■ Task to carry out: Could you transcribe the material below exactly, without leaving out a single line?

■ Material provided:
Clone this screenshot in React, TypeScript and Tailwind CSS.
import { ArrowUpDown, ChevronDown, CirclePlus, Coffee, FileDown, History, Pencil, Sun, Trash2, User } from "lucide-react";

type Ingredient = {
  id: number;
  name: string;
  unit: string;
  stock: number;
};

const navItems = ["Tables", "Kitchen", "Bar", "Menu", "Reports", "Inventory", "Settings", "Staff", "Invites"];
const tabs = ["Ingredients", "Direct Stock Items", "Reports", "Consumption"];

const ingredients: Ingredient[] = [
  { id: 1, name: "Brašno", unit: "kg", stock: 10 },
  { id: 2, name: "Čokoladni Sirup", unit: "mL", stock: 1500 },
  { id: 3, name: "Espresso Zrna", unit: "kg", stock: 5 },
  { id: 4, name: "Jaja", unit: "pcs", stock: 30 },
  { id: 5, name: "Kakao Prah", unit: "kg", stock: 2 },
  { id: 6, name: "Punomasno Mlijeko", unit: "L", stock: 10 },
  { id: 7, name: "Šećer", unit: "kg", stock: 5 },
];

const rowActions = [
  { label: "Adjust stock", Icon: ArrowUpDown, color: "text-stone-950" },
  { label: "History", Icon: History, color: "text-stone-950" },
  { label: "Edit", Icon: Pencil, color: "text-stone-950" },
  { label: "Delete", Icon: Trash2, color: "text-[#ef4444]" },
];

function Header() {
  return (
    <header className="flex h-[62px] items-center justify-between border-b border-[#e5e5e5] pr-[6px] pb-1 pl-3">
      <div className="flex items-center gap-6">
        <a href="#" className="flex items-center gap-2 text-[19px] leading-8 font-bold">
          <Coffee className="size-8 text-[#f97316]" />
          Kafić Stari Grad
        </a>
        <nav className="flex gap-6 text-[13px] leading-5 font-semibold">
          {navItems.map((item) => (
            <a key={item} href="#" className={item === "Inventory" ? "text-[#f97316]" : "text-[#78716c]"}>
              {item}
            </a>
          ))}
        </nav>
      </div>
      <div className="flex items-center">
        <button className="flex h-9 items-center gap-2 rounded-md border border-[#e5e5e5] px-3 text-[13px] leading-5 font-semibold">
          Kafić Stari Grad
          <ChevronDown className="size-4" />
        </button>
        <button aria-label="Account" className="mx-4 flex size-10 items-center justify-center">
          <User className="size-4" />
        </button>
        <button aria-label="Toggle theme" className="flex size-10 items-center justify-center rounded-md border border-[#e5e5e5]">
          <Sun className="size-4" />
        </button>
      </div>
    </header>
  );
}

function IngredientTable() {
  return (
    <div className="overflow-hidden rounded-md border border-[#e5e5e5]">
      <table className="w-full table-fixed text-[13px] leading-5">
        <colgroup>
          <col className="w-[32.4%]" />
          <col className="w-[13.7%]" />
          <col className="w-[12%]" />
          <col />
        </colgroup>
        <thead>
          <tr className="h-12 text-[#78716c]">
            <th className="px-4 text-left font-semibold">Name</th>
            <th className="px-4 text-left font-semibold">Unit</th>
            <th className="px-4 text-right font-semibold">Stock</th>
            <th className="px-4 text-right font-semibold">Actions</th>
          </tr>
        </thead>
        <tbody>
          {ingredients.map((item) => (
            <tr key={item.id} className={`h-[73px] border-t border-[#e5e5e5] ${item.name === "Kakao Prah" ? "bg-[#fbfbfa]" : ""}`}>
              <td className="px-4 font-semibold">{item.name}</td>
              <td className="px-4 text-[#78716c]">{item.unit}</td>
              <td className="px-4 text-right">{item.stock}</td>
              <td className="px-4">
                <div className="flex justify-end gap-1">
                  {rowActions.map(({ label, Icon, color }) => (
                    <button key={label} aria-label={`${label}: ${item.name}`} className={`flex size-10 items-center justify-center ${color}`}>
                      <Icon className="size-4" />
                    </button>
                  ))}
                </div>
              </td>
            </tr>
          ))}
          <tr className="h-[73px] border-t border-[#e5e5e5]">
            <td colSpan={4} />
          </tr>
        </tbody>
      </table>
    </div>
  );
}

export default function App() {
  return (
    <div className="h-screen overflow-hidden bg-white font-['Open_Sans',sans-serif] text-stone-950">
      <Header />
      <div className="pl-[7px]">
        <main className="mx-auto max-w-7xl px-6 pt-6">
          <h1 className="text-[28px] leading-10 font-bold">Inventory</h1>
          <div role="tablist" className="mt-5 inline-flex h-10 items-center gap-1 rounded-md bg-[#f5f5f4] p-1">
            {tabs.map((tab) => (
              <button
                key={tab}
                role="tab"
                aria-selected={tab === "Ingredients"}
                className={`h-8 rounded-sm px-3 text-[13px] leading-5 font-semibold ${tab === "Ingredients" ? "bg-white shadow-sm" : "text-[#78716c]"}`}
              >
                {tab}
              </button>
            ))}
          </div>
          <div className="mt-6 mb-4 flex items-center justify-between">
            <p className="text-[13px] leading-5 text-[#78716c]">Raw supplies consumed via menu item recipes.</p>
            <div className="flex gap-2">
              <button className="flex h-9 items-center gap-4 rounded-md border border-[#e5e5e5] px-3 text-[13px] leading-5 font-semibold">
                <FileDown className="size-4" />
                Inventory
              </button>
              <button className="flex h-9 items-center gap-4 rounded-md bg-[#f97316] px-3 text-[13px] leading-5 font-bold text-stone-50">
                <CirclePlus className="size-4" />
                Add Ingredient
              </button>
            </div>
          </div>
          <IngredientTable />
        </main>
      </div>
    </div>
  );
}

■ Exercise result:
Clone this screenshot in React, TypeScript and Tailwind CSS.
import { ArrowUpDown, ChevronDown, CirclePlus, Coffee, FileDown, History, Pencil, Sun, Trash2, User } from "lucide-react";

type Ingredient = {
  id: number;
  name: string;
  unit: string;
  stock: number;
};

const navItems = ["Tables", "Kitchen", "Bar", "Menu", "Reports", "Inventory", "Settings", "Staff", "Invites"];
const tabs = ["Ingredients", "Direct Stock Items", "Reports", "Consumption"];

const ingredients: Ingredient[] = [
  { id: 1, name: "Brašno", unit: "kg", stock: 10 },
  { id: 2, name: "Čokoladni Sirup", unit: "mL", stock: 1500 },
  { id: 3, name: "Espresso Zrna", unit: "kg", stock: 5 },
  { id: 4, name: "Jaja", unit: "pcs", stock: 30 },
  { id: 5, name: "Kakao Prah", unit: "kg", stock: 2 },
  { id: 6, name: "Punomasno Mlijeko", unit: "L", stock: 10 },
  { id: 7, name: "Šećer", unit: "kg", stock: 5 },
];

const rowActions = [
  { label: "Adjust stock", Icon: ArrowUpDown, color: "text-stone-950" },
  { label: "History", Icon: History, color: "text-stone-950" },
  { label: "Edit", Icon: Pencil, color: "text-stone-950" },
  { label: "Delete", Icon: Trash2, color: "text-[#ef4444]" },
];

function Header() {
  return (
    <header className="flex h-[62px] items-center justify-between border-b border-[#e5e5e5] pr-[6px] pb-1 pl-3">
      <div className="flex items-center gap-6">
        <a href="#" className="flex items-center gap-2 text-[19px] leading-8 font-bold">
          <Coffee className="size-8 text-[#f97316]" />
          Kafić Stari Grad
        </a>
        <nav className="flex gap-6 text-[13px] leading-5 font-semibold">
          {navItems.map((item) => (
            <a key={item} href="#" className={item === "Inventory" ? "text-[#f97316]" : "text-[#78716c]"}>
              {item}
            </a>
          ))}
        </nav>
      </div>
      <div className="flex items-center">
        <button className="flex h-9 items-center gap-2 rounded-md border border-[#e5e5e5] px-3 text-[13px] leading-5 font-semibold">
          Kafić Stari Grad
          <ChevronDown className="size-4" />
        </button>
        <button aria-label="Account" className="mx-4 flex size-10 items-center justify-center">
          <User className="size-4" />
        </button>
        <button aria-label="Toggle theme" className="flex size-10 items-center justify-center rounded-md border border-[#e5e5e5]">
          <Sun className="size-4" />
        </button>
      </div>
    </header>
  );
}

function IngredientTable() {
  return (
    <div className="overflow-hidden rounded-md border border-[#e5e5e5]">
      <table className="w-full table-fixed text-[13px] leading-5">
        <colgroup>
          <col className="w-[32.4%]" />
          <col className="w-[13.7%]" />
          <col className="w-[12%]" />
          <col />
        </colgroup>
        <thead>
          <tr className="h-12 text-[#78716c]">
            <th className="px-4 text-left font-semibold">Name</th>
            <th className="px-4 text-left font-semibold">Unit</th>
            <th className="px-4 text-right font-semibold">Stock</th>
            <th className="px-4 text-right font-semibold">Actions</th>
          </tr>
        </thead>
        <tbody>
          {ingredients.map((item) => (
            <tr key={item.id} className={`h-[73px] border-t border-[#e5e5e5] ${item.name === "Kakao Prah" ? "bg-[#fbfbfa]" : ""}`}>
              <td className="px-4 font-semibold">{item.name}</td>
              <td className="px-4 text-[#78716c]">{item.unit}</td>
              <td className="px-4 text-right">{item.stock}</td>
              <td className="px-4">
                <div className="flex justify-end gap-1">
                  {rowActions.map(({ label, Icon, color }) => (
                    <button key={label} aria-label={`${label}: ${item.name}`} className={`flex size-10 items-center justify-center ${color}`}>
                      <Icon className="size-4" />
                    </button>
                  ))}
                </div>
              </td>
            </tr>
          ))}
          <tr className="h-[73px] border-t border-[#e5e5e5]">
            <td colSpan={4} />
          </tr>
        </tbody>
      </table>
    </div>
  );
}

export default function App() {
  return (
    <div className="h-screen overflow-hidden bg-white font-['Open_Sans',sans-serif] text-stone-950">
      <Header />
      <div className="pl-[7px]">
        <main className="mx-auto max-w-7xl px-6 pt-6">
          <h1 className="text-[28px] leading-10 font-bold">Inventory</h1>
          <div role="tablist" className="mt-5 inline-flex h-10 items-center gap-1 rounded-md bg-[#f5f5f4] p-1">
            {tabs.map((tab) => (
              <button
                key={tab}
                role="tab"
                aria-selected={tab === "Ingredients"}
                className={`h-8 rounded-sm px-3 text-[13px] leading-5 font-semibold ${tab === "Ingredients" ? "bg-white shadow-sm" : "text-[#78716c]"}`}
              >
                {tab}
              </button>
            ))}
          </div>
          <div className="mt-6 mb-4 flex items-center justify-between">
            <p className="text-[13px] leading-5 text-[#78716c]">Raw supplies consumed via menu item recipes.</p>
            <div className="flex gap-2">
              <button className="flex h-9 items-center gap-4 rounded-md border border-[#e5e5e5] px-3 text-[13px] leading-5 font-semibold">
                <FileDown className="size-4" />
                Inventory
              </button>
              <button className="flex h-9 items-center gap-4 rounded-md bg-[#f97316] px-3 text-[13px] leading-5 font-bold text-stone-50">
                <CirclePlus className="size-4" />
                Add Ingredient
              </button>
            </div>
          </div>
          <IngredientTable />
        </main>
      </div>
    </div>
  );
}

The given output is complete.